Required task: Reproduce the listing exactly and skip over any pictures.

"""

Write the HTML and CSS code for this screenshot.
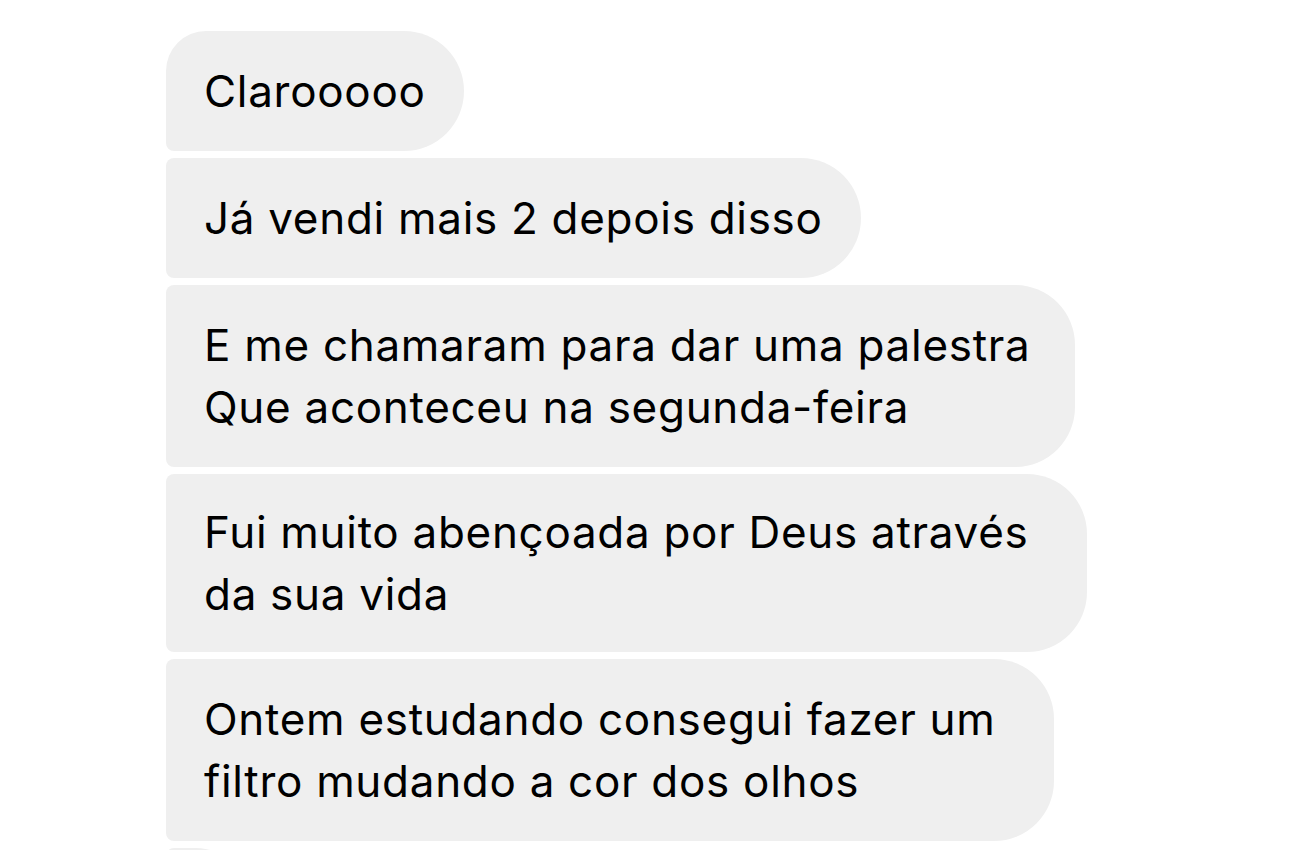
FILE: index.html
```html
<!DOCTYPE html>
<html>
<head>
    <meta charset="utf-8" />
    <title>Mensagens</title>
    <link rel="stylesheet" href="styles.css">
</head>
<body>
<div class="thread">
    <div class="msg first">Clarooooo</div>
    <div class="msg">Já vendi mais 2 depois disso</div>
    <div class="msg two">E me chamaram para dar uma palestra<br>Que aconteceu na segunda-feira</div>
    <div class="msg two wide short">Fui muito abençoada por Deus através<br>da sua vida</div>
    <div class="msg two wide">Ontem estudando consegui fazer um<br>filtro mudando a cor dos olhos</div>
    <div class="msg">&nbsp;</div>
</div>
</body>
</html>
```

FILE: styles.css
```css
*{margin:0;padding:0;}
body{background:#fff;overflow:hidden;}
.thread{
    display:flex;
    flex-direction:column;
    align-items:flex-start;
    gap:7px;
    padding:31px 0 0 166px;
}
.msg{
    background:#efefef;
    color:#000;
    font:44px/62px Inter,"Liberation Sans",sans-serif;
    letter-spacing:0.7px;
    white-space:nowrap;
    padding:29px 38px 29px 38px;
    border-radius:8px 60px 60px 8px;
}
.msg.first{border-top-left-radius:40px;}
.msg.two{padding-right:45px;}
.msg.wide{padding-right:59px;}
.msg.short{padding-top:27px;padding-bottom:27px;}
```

"""

Right answer:
Write the HTML and CSS code for this screenshot.
FILE: index.html
```html
<!DOCTYPE html>
<html>
<head>
    <meta charset="utf-8" />
    <title>Mensagens</title>
    <link rel="stylesheet" href="styles.css">
</head>
<body>
<div class="thread">
    <div class="msg first">Clarooooo</div>
    <div class="msg">Já vendi mais 2 depois disso</div>
    <div class="msg two">E me chamaram para dar uma palestra<br>Que aconteceu na segunda-feira</div>
    <div class="msg two wide short">Fui muito abençoada por Deus através<br>da sua vida</div>
    <div class="msg two wide">Ontem estudando consegui fazer um<br>filtro mudando a cor dos olhos</div>
    <div class="msg">&nbsp;</div>
</div>
</body>
</html>
```

FILE: styles.css
```css
*{margin:0;padding:0;}
body{background:#fff;overflow:hidden;}
.thread{
    display:flex;
    flex-direction:column;
    align-items:flex-start;
    gap:7px;
    padding:31px 0 0 166px;
}
.msg{
    background:#efefef;
    color:#000;
    font:44px/62px Inter,"Liberation Sans",sans-serif;
    letter-spacing:0.7px;
    white-space:nowrap;
    padding:29px 38px 29px 38px;
    border-radius:8px 60px 60px 8px;
}
.msg.first{border-top-left-radius:40px;}
.msg.two{padding-right:45px;}
.msg.wide{padding-right:59px;}
.msg.short{padding-top:27px;padding-bottom:27px;}
```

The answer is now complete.